Masalah kenaikan harga pangan ini akan terus berulang jika negeri ini masih menggunakan sistem demokrasi kapitalis untuk mengurus rakyat. Kondisi ini tidak akan terjadi jika konsep distribusi diatur oleh Islam. Islam adalah ideologi yang tidak hanya mengatur urusan ibadah ritual dan spiritual saja tetapi mengatur tata cara bernegara. Di sinilah Islam memiliki seperangkat aturan agar tidak terjadi kelangkaan dan kenaikan harga pangan. Aturan di dalam Islam secara praktis akan diterapkan dalam sebuah negara yaitu Khilafah Islamiyyah.

Upaya yang dilakukan khilafah adalah menjaga kestabilan stok pangan, menerapkan politik pertanian dengan memperbaiki kebijakan produksi pertanian berupa intensifikasi dan ekstensifikasi. Intensifikasi ditempuh dengan jalan penggunaan sarana pertanian yang lebih baik. Khilafah akan memberikan subsidi untuk keperluan sarana pertanian. Keberadaan diwan 'atha (biro subsidi) dalam baitulmal akan mampu menjamin keperluan-keperluan para petani. Mereka akan diberikan berbagai bantuan, fasilitas, dan dukungan dalam berbagai bentuk. Seperti modal, benih, obat-obatan, teknologi, peralatan, teknik budidaya, pemasaran dan lain-lain.

Khilafah juga akan membangun infrastruktur yang akan melancarkan distribusi pangan. Ekstensifikasi pertanian dilakukan untuk meningkatkan luas lahan pertanian yang diolah. Khilafah akan membuat kebijakan yang dapat mendukung perluasan lahan pertanian diantaranya akan menjamin kepemilikan lahan pertanian dengan cara menghidupkan lahan mati dan pemekaran jika petani tidak menggarapnya secara langsung.

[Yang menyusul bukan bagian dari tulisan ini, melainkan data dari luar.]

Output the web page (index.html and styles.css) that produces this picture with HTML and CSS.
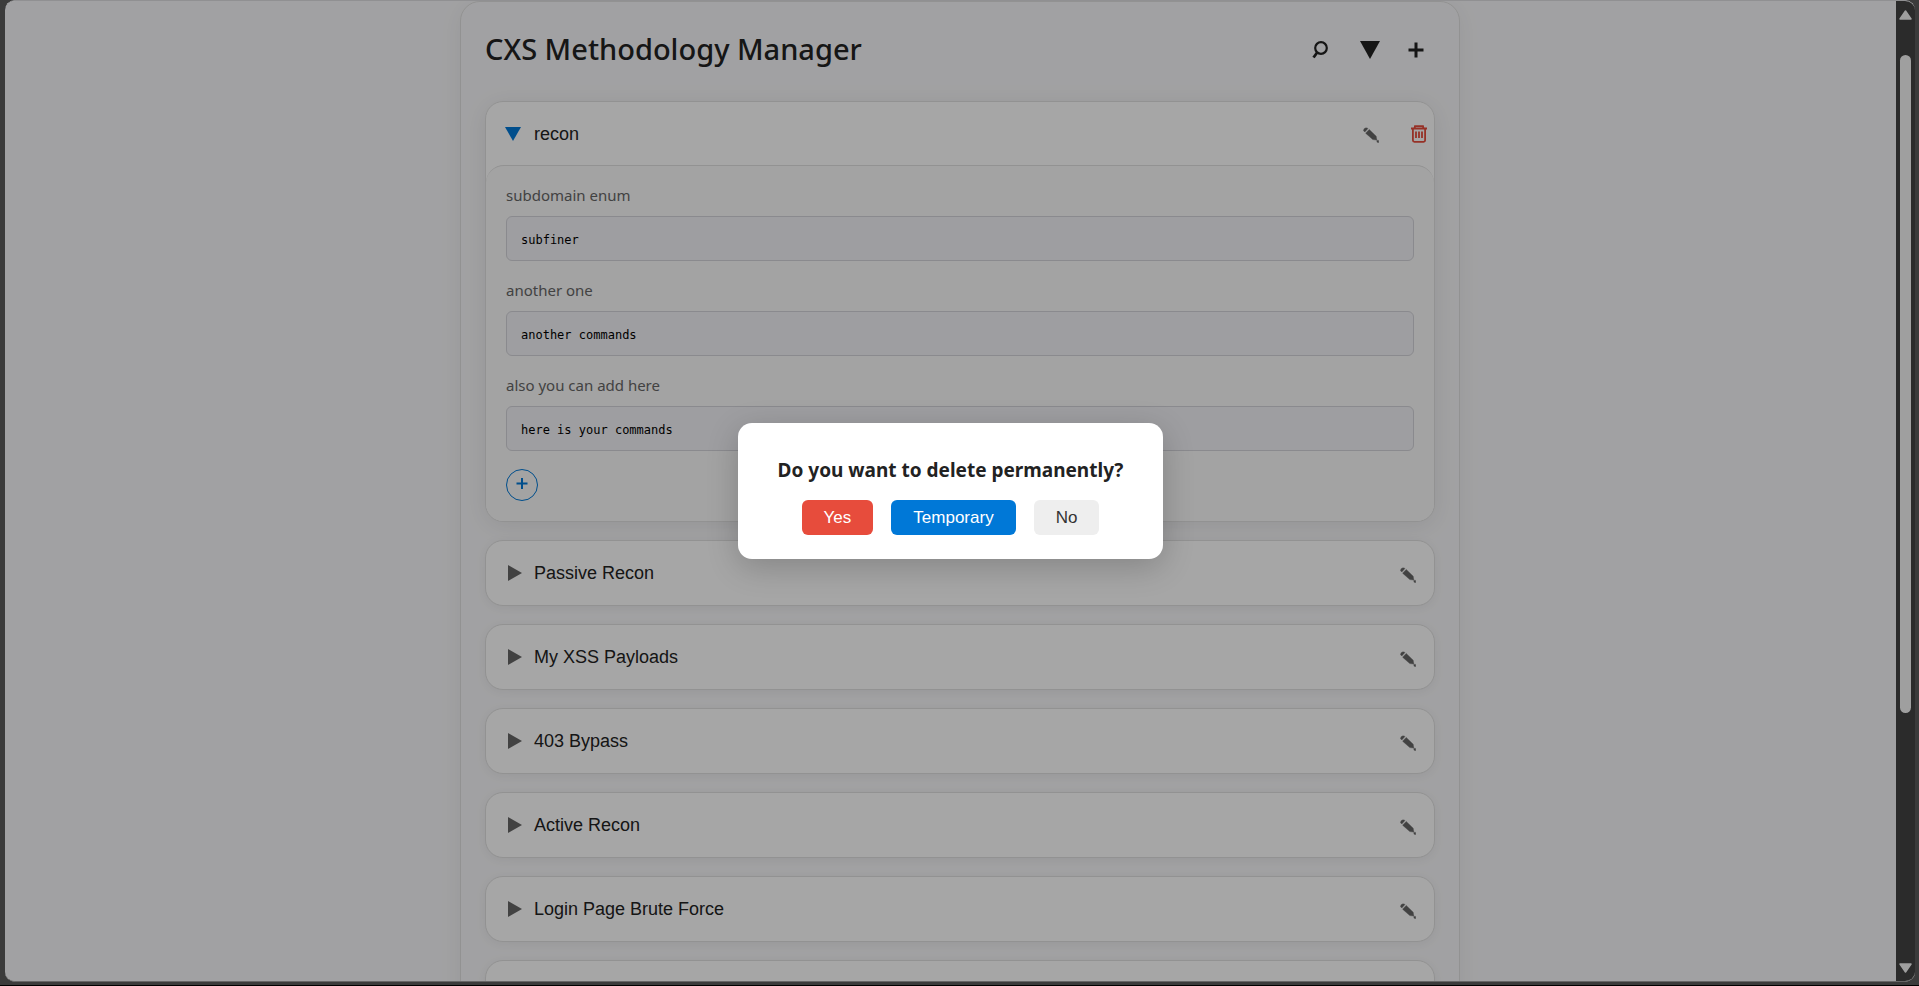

Khilafah juga akan memberikan tanah milik negara kepada siapa saja yang mampu mengelolanya. Persoalan keterbatasan lahan juga diselesaikan dengan membuka lahan baru seperti mengeringkan rawa dan direkayasa menjadi lahan pertanian. Lalu diberikan kepada rakyat yang mampu mengelolanya. Dengan demikian stok dan harga pangan akan stabil bahkan murah dan terjangkau di negeri yang subur dan dan akan makmur jika Islam dijadikan solusi.